In 802.11a without turbo, you can get ~8,000KB/sec with compression, or ~3,500KB/sec without. (full atheros throughput).
This is assuming best possible signal, and operating conditions.
phendry
06-01-2006, 08:28 AM
Has anyone checked the PPS for both boards in ideal conditions? The majority of our traffic is around the 150Byte parket size mark so we rarely see the full Atheros throughput on our WAR2 backhaul links.
Hm.. That is strange. I have really clean airwaves here, great signal level (about -55dBm), and can see only 15-20 Mbit/sec throughput over 4 km link. This is ftp download of compressed file. What tuning should I check?
In 802.11a without turbo, you can get ~8,000KB/sec with compression, or ~3,500KB/sec without. (full atheros throughput).
This is assuming best possible signal, and operating conditions.
lonnie
06-02-2006, 12:00 PM
Set your rate to 54 on both ends.
It is set at 54 at both ends.
lonnie
06-02-2006, 07:10 PM
Is your distance set to actual plus 2 miles for comfort? Are you doing 5 GHz or 2.4 GHz?
Actual link distance is about 4.5 km and configuration setting is 5 miles. It is 5 Ghz.
lonnie
06-03-2006, 12:07 AM
Have you tried a variety of channels? Perhaps one end has some interference.

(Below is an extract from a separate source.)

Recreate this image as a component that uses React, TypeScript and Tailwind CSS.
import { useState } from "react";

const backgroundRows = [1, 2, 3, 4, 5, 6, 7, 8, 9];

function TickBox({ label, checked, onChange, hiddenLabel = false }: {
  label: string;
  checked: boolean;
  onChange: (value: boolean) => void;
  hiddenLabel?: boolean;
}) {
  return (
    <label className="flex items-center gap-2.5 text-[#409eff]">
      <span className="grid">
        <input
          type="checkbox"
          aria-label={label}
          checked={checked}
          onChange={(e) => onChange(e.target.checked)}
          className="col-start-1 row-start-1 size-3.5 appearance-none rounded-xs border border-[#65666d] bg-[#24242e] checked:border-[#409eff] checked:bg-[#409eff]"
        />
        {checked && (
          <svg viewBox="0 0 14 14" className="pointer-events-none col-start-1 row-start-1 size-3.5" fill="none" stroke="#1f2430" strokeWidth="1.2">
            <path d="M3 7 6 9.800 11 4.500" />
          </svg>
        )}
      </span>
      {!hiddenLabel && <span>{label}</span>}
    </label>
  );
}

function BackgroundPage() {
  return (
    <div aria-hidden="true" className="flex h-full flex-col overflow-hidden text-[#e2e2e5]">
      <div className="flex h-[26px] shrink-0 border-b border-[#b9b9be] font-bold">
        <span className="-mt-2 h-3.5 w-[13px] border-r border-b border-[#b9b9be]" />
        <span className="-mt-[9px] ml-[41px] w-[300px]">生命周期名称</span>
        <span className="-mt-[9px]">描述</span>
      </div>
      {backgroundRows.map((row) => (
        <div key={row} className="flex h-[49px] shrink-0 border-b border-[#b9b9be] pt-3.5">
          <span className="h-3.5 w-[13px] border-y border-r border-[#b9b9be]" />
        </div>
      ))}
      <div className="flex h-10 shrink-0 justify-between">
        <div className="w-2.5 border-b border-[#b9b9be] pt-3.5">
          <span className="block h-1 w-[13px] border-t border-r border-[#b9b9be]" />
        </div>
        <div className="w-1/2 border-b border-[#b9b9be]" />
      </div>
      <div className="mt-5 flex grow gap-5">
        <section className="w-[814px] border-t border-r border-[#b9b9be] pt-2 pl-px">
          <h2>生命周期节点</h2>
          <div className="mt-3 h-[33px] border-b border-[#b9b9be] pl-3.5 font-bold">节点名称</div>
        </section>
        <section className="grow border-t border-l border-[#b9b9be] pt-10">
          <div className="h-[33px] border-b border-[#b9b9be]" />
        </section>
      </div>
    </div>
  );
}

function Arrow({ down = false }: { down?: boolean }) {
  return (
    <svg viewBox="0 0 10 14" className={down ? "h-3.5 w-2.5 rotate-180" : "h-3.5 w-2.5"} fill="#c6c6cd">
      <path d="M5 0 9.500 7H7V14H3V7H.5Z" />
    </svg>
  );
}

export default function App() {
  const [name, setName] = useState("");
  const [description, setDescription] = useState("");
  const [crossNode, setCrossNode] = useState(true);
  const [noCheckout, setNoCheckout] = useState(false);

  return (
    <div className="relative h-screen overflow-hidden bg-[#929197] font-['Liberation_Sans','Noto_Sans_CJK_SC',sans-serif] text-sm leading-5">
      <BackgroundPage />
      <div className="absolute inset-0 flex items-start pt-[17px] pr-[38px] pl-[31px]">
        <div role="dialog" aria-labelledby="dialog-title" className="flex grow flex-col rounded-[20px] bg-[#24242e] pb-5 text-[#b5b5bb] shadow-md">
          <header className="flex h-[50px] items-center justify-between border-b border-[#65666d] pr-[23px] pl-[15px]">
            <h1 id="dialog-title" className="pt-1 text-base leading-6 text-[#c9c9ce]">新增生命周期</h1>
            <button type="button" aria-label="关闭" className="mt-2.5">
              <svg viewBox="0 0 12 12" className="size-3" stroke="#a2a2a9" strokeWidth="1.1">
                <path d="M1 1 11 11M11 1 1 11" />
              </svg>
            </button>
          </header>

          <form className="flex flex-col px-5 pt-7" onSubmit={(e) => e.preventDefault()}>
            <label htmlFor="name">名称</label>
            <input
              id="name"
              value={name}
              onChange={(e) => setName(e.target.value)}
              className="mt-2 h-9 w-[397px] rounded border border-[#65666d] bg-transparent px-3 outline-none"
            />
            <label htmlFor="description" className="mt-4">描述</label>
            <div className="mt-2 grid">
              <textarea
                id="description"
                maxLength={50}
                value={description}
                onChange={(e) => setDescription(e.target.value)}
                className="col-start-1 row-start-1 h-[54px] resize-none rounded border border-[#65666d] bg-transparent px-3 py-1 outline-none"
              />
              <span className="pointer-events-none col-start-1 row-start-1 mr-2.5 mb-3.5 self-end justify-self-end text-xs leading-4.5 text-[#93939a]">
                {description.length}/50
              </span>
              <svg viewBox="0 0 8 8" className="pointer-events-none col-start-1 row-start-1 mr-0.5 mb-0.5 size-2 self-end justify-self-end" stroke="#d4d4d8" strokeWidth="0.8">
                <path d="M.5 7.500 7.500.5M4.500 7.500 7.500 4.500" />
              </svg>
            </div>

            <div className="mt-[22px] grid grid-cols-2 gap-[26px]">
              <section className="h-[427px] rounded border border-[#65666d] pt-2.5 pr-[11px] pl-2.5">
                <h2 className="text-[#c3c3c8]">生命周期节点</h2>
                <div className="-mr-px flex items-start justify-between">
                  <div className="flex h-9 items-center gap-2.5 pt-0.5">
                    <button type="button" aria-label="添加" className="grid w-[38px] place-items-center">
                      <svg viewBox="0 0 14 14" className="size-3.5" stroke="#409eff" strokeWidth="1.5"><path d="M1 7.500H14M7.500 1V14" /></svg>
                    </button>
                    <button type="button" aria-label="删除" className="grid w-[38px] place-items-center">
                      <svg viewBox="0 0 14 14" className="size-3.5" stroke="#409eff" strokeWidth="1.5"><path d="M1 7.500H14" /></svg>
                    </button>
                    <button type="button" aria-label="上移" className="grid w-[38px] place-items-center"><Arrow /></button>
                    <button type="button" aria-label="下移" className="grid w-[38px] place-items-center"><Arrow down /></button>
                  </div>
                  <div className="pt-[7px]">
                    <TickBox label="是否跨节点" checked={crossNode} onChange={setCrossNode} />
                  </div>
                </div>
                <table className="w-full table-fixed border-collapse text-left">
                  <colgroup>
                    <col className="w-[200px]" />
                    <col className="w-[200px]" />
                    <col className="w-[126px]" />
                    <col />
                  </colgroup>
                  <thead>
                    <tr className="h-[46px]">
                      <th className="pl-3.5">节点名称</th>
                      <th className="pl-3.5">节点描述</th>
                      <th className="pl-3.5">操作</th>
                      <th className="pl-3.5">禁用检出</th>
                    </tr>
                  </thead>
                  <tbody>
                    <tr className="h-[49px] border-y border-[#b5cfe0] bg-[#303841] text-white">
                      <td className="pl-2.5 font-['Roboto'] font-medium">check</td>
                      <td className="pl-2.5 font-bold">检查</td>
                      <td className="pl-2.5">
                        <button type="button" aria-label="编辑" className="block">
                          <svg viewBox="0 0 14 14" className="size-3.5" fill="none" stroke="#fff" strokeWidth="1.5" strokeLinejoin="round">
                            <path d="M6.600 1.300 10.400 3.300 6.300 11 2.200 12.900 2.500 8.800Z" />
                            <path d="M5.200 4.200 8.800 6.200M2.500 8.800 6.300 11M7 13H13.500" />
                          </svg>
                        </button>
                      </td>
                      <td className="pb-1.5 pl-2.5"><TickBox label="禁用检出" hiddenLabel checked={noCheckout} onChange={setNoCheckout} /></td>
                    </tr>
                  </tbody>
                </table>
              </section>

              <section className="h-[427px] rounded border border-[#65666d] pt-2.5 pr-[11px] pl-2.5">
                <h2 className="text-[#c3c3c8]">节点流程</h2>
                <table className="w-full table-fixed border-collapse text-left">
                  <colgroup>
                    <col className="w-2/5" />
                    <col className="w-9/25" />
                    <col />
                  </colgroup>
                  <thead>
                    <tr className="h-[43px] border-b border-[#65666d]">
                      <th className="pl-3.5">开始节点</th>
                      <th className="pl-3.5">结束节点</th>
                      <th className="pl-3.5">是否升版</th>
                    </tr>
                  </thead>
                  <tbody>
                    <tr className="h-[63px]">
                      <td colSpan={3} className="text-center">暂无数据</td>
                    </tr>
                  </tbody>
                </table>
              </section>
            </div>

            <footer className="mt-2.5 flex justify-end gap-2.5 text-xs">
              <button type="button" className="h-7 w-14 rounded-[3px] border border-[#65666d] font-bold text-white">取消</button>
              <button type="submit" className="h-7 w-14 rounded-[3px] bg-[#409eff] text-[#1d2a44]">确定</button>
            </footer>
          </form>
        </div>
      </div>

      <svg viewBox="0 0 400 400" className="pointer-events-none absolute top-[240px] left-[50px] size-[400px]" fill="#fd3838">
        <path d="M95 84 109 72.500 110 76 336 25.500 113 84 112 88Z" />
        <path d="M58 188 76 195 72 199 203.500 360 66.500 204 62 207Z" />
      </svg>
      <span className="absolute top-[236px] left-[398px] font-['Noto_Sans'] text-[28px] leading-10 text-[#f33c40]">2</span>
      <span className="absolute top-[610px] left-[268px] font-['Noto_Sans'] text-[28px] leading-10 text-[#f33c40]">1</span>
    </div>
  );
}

Sure I did. :) And as I said, airwaves here are very clean. I'm several km outside of city and we dont have serious microwave activity in this area.
lonnie
06-03-2006, 08:56 AM
Unless you have used a spectrum analyzer to truly survey the RF spectrum you simply cannot expect the airwaves are clear. We are NOT even with 100 miles of a city and there is ALL kinds of interference on 2.4 GHz and 5 GHz.

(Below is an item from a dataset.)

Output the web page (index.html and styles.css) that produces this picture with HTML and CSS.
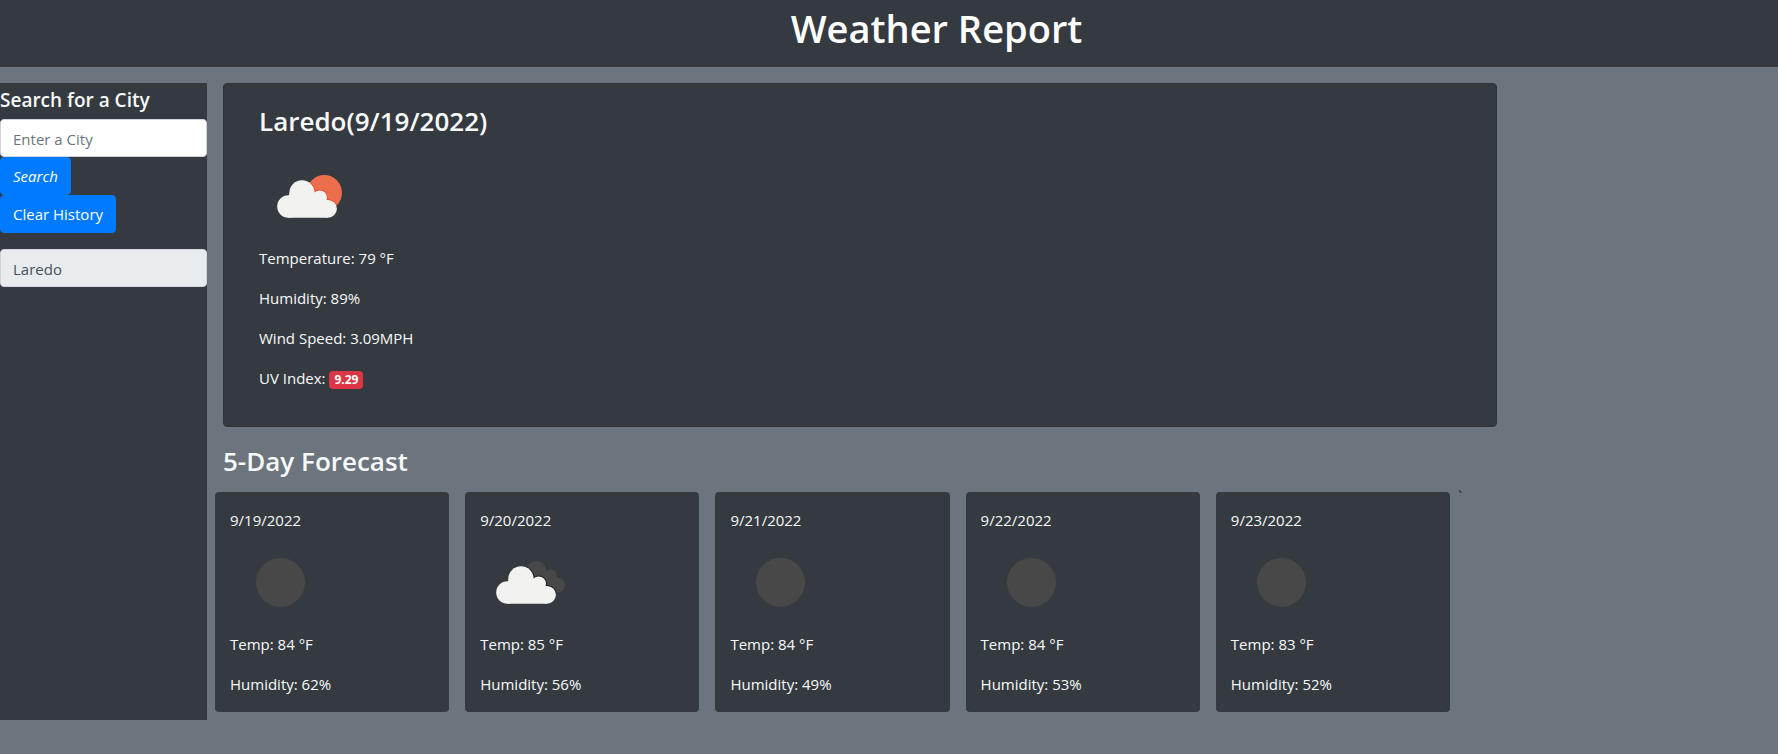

If you have the latest image and a signal of -55 dB there will be top throuhgput, unless you have some sort of interference. This driver has provided better than you are seeing since the very first release and we are using it in a repeater chain that spans 100 km. The new driver is getting me 25 mbps where the first versions could only achieve 20 mbps.
Are you sure of the FTP server and its ability to deliver files at a high rate? Are you sure on the local routing? Do a traceroute to see where the packets go on their way to the user.
cephlon
06-03-2006, 10:18 PM
Would a 533mhz War Board handle 3 CM9s doing ptp links, and one sr2 used for an AP?
lonnie
06-03-2006, 11:51 PM
We use 3 CM9 radios for backhaul and distribution with 1 WLM-54G for AP use. I have customers 5 miles out using the 15 dB WarTenna.
Why is everyone just assuming they NEED more power? The excess power people use is the PRECISE reason we have so much noise today. Please try the link at low power first and I bet you will discover you do not need any extra power. It is cheaper, draws less power and is better for the spectrum.
cephlon
06-04-2006, 12:27 AM
We have some links 15 miles out and some that are through a lot of trees. We love our SR2s and have been able to add many customers to our service that were out of reach before that.
So opinions aside, will the SR2 be too much power for the war board?
lonnie
06-04-2006, 09:29 AM
I cannot say for sure. The card is out of spec for the per card draw so you likely should only use 2 CM9 if you are using your SR2.
I do not do that sort of destructive testing since it could destroy a unit simply to see if it works. I am sure it would work in the short term, but I cannot guess what would happen in the long term.
please see private messages. I think we better continue there?
Unless you have used a spectrum analyzer to truly survey the RF spectrum you simply cannot expect the airwaves are clear. We are NOT even with 100 miles of a city and there is ALL kinds of interference on 2.4 GHz and 5 GHz.